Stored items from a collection

* * * *

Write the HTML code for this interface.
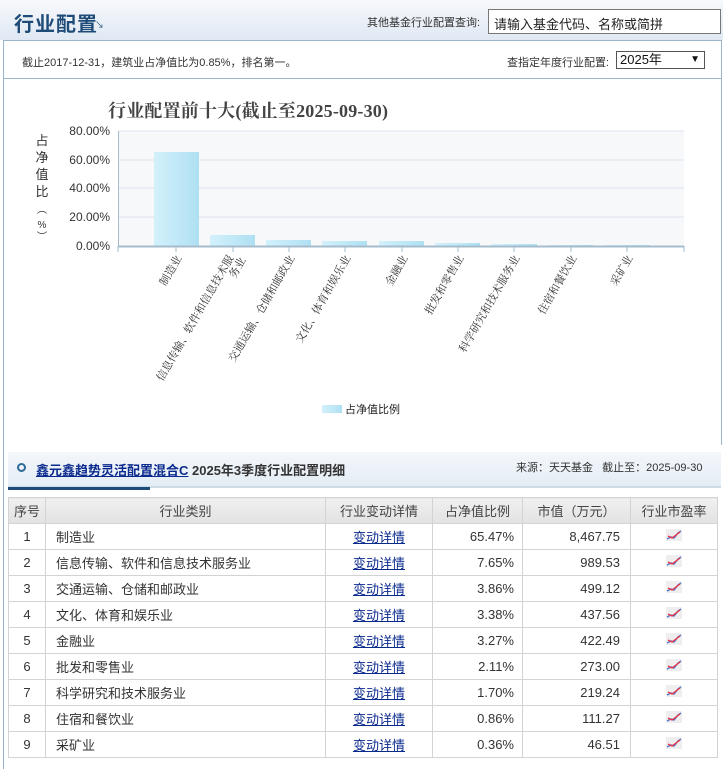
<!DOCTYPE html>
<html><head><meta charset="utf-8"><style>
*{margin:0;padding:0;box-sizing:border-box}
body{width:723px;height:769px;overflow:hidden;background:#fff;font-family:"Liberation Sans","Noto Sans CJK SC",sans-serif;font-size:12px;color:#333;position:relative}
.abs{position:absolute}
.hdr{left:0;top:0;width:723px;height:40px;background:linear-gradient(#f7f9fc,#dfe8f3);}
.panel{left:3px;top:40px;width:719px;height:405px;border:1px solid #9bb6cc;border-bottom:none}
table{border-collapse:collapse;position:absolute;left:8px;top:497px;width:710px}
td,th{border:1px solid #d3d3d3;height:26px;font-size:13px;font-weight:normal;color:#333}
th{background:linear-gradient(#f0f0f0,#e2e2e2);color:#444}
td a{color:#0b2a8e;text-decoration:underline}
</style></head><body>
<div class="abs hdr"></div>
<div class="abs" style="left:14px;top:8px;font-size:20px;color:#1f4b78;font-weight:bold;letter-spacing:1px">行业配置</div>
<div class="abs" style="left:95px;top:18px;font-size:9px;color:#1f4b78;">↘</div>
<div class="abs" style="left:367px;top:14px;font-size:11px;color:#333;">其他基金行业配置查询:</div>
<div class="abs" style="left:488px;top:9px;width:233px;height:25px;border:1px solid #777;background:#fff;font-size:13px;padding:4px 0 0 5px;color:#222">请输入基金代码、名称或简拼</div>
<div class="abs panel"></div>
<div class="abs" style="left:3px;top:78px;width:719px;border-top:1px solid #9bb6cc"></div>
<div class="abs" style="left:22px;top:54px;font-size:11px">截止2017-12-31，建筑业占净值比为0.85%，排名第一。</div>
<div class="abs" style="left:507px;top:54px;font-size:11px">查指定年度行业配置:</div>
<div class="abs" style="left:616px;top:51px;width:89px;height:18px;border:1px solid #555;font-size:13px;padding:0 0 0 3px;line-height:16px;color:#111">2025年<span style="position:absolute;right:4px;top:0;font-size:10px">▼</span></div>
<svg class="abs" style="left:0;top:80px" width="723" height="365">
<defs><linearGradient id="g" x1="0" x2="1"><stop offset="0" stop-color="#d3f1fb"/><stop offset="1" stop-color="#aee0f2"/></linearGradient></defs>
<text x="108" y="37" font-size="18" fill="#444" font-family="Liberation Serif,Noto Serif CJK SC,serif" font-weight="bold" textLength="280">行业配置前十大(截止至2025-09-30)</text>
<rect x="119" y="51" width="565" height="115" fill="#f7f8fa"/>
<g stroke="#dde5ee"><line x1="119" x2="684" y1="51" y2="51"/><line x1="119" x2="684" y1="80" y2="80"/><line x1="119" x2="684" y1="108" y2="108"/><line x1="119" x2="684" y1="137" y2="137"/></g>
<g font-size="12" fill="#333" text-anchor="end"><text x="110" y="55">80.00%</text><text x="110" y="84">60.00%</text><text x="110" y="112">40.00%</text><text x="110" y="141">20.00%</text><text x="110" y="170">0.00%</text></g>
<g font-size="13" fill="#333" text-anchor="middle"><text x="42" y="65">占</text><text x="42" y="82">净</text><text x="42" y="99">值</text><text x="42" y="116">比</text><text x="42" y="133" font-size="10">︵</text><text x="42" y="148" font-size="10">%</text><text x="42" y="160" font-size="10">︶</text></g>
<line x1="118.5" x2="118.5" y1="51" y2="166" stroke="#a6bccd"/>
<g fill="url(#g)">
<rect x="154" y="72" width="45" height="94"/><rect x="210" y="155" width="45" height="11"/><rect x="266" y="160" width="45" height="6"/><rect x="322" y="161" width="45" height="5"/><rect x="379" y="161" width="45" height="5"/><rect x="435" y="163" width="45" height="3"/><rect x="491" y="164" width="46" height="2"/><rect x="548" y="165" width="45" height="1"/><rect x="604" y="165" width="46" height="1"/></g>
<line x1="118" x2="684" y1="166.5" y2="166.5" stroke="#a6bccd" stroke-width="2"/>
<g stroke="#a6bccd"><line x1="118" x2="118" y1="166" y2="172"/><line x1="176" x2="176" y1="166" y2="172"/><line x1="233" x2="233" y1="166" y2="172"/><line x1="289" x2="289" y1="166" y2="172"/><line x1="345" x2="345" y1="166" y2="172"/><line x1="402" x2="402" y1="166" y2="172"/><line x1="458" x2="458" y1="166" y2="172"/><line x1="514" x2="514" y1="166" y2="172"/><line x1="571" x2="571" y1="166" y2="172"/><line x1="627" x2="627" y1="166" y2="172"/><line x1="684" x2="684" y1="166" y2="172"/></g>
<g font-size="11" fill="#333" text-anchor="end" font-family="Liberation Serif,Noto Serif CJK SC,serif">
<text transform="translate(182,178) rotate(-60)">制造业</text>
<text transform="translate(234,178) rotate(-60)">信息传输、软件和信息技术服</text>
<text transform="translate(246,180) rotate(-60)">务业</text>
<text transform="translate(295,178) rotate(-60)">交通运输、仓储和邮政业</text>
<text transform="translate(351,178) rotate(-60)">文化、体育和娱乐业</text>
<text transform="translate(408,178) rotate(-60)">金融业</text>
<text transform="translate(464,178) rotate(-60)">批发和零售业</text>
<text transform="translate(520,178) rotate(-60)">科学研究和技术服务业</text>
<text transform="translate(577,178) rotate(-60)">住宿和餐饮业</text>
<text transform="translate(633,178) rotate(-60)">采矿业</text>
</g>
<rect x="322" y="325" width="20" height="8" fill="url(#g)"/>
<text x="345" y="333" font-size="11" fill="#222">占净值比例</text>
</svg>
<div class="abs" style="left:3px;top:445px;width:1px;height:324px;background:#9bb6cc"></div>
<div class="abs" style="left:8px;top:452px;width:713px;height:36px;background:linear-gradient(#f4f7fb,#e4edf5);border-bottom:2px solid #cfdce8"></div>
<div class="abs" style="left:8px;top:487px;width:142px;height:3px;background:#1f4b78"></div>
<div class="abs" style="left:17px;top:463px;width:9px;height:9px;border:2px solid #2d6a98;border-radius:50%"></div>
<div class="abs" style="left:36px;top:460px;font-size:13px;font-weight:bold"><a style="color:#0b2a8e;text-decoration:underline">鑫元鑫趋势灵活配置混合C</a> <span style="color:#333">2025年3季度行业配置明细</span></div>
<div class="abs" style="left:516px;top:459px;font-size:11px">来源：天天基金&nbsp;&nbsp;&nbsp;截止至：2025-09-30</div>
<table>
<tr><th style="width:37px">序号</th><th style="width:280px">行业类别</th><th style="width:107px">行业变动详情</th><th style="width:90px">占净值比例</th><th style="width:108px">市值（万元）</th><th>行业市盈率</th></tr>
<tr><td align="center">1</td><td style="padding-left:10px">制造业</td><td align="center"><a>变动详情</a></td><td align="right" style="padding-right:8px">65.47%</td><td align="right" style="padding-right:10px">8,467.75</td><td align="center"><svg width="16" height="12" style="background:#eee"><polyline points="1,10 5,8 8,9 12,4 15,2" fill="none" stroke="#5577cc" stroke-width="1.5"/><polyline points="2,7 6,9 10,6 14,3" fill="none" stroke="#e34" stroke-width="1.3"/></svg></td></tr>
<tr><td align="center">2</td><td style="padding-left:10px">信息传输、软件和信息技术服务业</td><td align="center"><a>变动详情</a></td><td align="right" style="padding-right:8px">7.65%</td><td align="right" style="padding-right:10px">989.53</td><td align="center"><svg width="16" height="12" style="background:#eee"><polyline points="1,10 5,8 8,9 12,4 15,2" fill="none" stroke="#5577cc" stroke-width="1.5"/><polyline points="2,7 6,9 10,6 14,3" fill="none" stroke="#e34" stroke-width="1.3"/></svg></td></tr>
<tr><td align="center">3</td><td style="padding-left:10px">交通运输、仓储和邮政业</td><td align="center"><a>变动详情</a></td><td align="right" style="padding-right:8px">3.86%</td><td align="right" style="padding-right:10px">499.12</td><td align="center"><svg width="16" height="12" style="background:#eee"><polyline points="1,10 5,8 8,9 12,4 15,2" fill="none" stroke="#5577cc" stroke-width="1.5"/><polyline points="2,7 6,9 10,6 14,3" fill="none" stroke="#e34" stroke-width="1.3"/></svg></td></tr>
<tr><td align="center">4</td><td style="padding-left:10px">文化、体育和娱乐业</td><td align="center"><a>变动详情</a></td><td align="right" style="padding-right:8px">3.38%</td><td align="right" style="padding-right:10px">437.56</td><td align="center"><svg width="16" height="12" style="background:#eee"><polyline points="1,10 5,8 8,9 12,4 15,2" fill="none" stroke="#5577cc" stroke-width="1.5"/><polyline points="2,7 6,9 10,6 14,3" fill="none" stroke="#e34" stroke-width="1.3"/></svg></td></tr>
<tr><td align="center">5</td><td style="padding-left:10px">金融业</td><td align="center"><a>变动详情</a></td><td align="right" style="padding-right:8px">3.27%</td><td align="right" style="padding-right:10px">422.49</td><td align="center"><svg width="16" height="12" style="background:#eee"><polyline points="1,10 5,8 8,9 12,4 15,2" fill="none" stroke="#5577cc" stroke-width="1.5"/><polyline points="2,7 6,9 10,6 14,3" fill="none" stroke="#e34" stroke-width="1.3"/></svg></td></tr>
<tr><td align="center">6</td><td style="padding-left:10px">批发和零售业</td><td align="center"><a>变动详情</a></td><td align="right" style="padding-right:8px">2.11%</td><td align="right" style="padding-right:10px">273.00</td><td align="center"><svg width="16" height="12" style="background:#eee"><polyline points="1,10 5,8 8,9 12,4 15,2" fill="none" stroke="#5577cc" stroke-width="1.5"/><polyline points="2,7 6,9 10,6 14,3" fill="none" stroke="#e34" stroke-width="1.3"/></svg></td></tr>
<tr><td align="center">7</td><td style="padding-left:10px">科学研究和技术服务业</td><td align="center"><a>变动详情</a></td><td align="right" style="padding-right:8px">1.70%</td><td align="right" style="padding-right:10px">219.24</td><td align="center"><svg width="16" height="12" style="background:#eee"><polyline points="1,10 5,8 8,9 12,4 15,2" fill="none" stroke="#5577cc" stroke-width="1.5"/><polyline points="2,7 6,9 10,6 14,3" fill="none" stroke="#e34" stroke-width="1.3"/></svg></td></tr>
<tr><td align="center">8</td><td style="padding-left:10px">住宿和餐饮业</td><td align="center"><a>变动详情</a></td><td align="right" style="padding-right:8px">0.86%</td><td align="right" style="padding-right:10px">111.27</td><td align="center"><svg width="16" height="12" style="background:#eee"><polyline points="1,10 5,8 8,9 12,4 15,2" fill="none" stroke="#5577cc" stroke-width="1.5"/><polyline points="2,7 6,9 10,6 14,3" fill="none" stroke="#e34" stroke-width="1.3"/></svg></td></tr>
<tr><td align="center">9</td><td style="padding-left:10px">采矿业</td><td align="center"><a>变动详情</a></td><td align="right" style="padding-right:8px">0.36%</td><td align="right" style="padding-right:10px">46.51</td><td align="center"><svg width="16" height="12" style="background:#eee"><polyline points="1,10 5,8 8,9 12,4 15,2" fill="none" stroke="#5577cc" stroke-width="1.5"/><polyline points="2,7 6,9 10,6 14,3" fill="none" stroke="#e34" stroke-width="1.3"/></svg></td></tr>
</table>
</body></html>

* * * *

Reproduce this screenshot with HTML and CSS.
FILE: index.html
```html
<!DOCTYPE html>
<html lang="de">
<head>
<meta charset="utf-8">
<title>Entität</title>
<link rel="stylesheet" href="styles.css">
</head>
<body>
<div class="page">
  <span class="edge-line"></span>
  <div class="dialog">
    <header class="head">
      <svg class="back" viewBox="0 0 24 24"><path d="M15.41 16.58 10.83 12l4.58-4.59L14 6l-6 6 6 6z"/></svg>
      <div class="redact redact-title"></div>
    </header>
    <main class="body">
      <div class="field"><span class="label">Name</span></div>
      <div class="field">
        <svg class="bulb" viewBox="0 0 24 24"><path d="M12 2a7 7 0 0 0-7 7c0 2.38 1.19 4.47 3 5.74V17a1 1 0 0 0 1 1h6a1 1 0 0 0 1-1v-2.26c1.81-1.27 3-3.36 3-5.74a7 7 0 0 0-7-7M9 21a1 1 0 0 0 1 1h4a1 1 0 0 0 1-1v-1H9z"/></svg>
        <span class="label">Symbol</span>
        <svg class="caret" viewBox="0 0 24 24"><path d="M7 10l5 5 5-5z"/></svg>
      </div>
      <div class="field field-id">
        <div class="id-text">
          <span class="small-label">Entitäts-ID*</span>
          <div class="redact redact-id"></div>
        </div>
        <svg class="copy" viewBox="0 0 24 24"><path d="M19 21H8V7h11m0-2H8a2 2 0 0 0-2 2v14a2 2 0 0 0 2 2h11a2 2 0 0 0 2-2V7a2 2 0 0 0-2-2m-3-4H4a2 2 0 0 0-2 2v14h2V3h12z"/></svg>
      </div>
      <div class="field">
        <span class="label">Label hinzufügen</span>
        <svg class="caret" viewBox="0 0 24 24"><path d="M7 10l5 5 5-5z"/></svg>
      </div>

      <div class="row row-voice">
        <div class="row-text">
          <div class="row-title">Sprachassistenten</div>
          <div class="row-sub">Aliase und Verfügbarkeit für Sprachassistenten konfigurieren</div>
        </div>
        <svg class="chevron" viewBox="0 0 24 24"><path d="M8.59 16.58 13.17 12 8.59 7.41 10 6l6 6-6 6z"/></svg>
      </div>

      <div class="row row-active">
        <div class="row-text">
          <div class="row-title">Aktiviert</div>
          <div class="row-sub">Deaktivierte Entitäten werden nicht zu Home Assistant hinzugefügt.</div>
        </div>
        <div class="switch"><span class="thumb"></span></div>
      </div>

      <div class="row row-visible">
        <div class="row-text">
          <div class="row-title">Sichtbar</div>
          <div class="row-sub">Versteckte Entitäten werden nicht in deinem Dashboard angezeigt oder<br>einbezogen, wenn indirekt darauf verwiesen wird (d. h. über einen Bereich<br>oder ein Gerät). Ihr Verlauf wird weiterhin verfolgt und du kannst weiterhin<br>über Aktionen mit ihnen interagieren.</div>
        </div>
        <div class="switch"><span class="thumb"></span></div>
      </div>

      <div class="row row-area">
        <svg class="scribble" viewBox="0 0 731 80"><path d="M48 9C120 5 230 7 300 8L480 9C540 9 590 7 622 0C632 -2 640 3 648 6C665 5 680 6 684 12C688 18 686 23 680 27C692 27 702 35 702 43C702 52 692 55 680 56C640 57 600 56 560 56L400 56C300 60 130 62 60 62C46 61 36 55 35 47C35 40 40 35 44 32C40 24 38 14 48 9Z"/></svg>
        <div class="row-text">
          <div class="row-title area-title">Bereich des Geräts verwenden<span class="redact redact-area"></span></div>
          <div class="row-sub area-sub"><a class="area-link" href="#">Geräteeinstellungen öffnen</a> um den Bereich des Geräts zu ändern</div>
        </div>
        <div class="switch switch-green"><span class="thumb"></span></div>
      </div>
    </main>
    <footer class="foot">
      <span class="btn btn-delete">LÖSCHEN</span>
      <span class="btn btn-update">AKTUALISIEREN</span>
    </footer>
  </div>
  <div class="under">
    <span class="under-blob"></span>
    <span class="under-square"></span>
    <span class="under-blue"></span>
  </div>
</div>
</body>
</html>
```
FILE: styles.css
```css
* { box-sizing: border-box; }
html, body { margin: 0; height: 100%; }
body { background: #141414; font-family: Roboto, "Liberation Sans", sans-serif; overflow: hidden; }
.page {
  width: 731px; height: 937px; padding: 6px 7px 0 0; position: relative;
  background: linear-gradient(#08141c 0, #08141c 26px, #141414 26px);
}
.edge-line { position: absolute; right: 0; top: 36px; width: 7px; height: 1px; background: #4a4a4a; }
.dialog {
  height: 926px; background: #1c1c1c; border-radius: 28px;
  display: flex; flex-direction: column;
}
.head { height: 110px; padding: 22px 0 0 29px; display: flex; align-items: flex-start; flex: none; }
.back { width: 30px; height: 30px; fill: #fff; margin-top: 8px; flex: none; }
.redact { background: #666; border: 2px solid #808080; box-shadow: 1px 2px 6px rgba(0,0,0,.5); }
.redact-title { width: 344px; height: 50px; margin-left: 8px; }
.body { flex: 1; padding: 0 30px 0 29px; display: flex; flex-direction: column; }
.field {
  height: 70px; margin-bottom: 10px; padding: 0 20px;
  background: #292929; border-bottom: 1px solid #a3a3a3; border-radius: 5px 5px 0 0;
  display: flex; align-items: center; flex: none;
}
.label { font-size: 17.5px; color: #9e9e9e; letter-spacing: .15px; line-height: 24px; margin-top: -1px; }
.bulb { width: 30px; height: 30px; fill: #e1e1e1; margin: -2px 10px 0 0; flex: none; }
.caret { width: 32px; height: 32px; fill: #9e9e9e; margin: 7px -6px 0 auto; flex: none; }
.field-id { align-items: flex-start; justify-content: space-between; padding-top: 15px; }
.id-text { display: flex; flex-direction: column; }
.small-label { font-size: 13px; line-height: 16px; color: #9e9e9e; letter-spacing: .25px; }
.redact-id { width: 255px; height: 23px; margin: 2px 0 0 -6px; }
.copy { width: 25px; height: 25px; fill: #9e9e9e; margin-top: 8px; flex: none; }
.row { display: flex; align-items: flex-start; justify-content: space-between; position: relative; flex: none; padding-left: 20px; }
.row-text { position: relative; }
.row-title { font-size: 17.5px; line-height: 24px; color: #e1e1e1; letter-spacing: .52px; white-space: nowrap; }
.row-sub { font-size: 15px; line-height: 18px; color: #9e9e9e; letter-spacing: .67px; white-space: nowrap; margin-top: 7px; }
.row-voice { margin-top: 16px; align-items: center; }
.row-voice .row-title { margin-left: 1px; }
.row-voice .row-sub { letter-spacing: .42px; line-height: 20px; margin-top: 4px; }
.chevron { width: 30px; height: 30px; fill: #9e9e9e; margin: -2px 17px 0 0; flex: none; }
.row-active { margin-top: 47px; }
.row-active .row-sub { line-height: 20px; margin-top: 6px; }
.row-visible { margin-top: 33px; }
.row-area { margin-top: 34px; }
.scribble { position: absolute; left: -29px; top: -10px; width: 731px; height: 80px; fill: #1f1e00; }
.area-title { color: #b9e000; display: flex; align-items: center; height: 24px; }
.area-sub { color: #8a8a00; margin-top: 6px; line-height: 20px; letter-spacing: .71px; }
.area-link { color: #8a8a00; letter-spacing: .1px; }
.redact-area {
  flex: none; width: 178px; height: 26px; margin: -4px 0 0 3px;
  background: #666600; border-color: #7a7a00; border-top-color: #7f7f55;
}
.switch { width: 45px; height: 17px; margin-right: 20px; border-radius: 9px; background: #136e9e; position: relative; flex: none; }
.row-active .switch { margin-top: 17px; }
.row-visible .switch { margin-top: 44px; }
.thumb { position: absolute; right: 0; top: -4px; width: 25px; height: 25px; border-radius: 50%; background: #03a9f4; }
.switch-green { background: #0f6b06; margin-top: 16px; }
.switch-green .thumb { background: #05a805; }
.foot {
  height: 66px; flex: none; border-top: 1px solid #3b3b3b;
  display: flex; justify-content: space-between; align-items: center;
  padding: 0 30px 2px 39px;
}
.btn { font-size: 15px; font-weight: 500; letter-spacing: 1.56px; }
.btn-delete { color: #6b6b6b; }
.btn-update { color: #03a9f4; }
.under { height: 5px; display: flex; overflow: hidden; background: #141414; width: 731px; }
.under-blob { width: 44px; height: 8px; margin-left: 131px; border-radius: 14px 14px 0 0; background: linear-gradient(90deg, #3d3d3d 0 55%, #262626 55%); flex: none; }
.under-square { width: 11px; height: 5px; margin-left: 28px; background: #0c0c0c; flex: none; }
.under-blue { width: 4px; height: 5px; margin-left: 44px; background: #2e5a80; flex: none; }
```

* * * *

Goal> List every line in the records above that contains the word "this".

Task response>
Write the HTML code for this interface.
Reproduce this screenshot with HTML and CSS.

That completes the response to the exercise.